Nesses trinta dias que passei em orfanatos tive inúmeros momentos de alegria com o carinho que recebi das crianças. Mas no último dia no Vietnã presenciei uma cena que nunca mais vou esquecer e que espero levar como lição para nunca mais reclamar da vida.
Dois irmãos, um de quatro anos e outro de alguns meses (ainda nem conseguia engatinhar) chegaram ao orfanato. Eles foram abandonados pelos pais, que não tinham mais condições de sustentar os três filhos e decidiram ficar apenas com a menina (irmã gêmea do menor). O maior ficava em um canto da sala, aos prantos, segurando o pequeno no colo, dando a chupeta para ele e não deixando ninguém chegar perto. Às vezes ele levantava, corria até a porta gritando e voltava abraçar o pequeno novamente. O choro dele era de uma tristeza profunda, ele gritava e se debatia como eu nunca vi e nem imaginei ver em toda a minha vida. A dona do orfanato conversava com ele, nós havíamos comprado biscoitos de chocolate para as crianças e tentamos dar um pacote para ele, mas nada fazia com que ele se acalmasse. Até as outras crianças, que na maioria das vezes estavam se “matando”, chegaram perto para tentar consolá-lo. Foi só o cansaço que conseguiu vencer a tristeza do primeiro dia de abandono e fazer com que ele dormisse. E somente depois dele dormir a Mila conseguiu pegar o menor no colo e dar mamadeira, que ele tomou toda em poucos minutos.

Depois dessa cena a noite não foi fácil. Já estava triste porque era nosso último dia e havíamos começado a nos despedir das crianças, alguns com carinha de choro, outros nem entendendo o que estava acontecendo.
Mais difícil foi passar a noite me questionando sobre o porquê destas coisas acontecerem. Porque alguns tem que passar uma vida se privando de muitas coisas, enquanto outros passam reclamando, mesmo tendo de tudo? Por que crianças indefesas acabam tendo que levar uma vida sem uma família, sem receber o carinho diário dos pais, tios, primos, etc, enquanto outros tem tudo o que querem e acabam nem valorizando? Por que esses dois meninos foram escolhidos para “perder” a família? O que está passando na cabeça deles? Imaginem a dor de se sentir abandonado, largado em um lugar que você nunca viu antes, cheio de estranhos? Acho que nunca vou encontrar respostas para isso.
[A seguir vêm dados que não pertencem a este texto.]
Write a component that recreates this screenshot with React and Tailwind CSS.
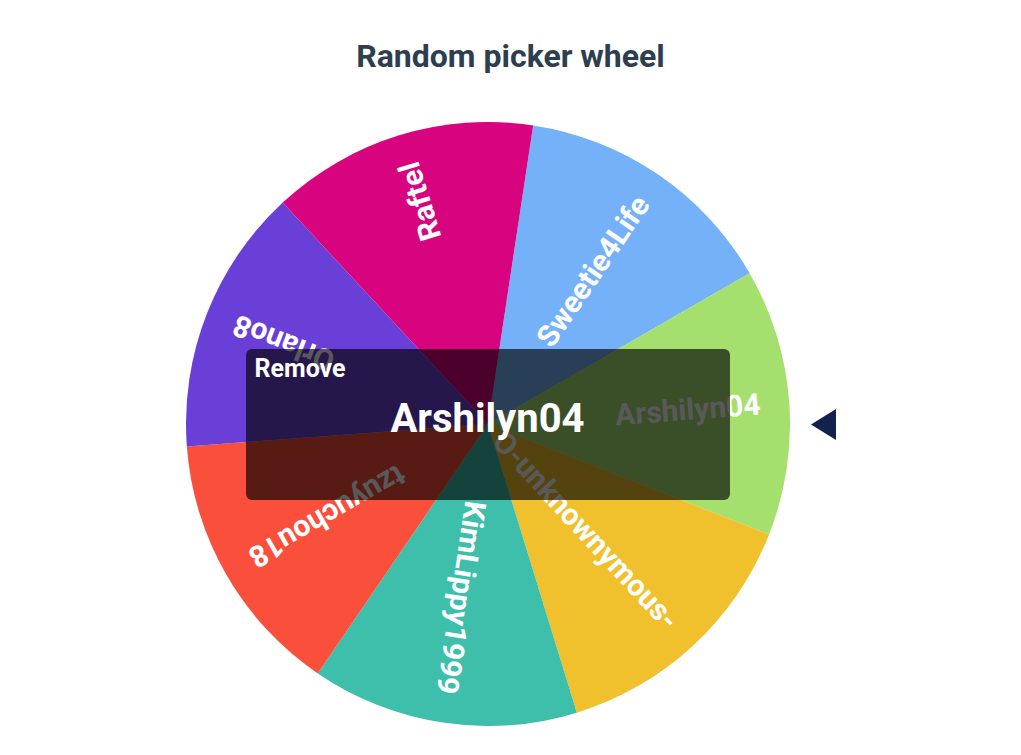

Passar esses períodos em orfanatos, onde as crianças não tem quase nenhum conforto, onde dependem da boa vontade de outros para ter comida, água e moradia diárias, tem me ensinado a dar mais valor às coisas.
Tenho aprendido muito com as crianças, principalmente a valorizar coisas pequenas que não conseguimos comprar com dinheiro: um abraço, um sorriso, uma brincadeira boba, um monte de crianças em volta. Espero que daqui para frente eu não reclame mais por causa de coisas bobas.
Mas não quero desanimar ninguém que esteja pensando em voluntariar em orfanatos. Garanto que no final há muito mais momentos felizes do que tristes. Além disso, estes momentos tristes nos fazem crescer. Vale a pena!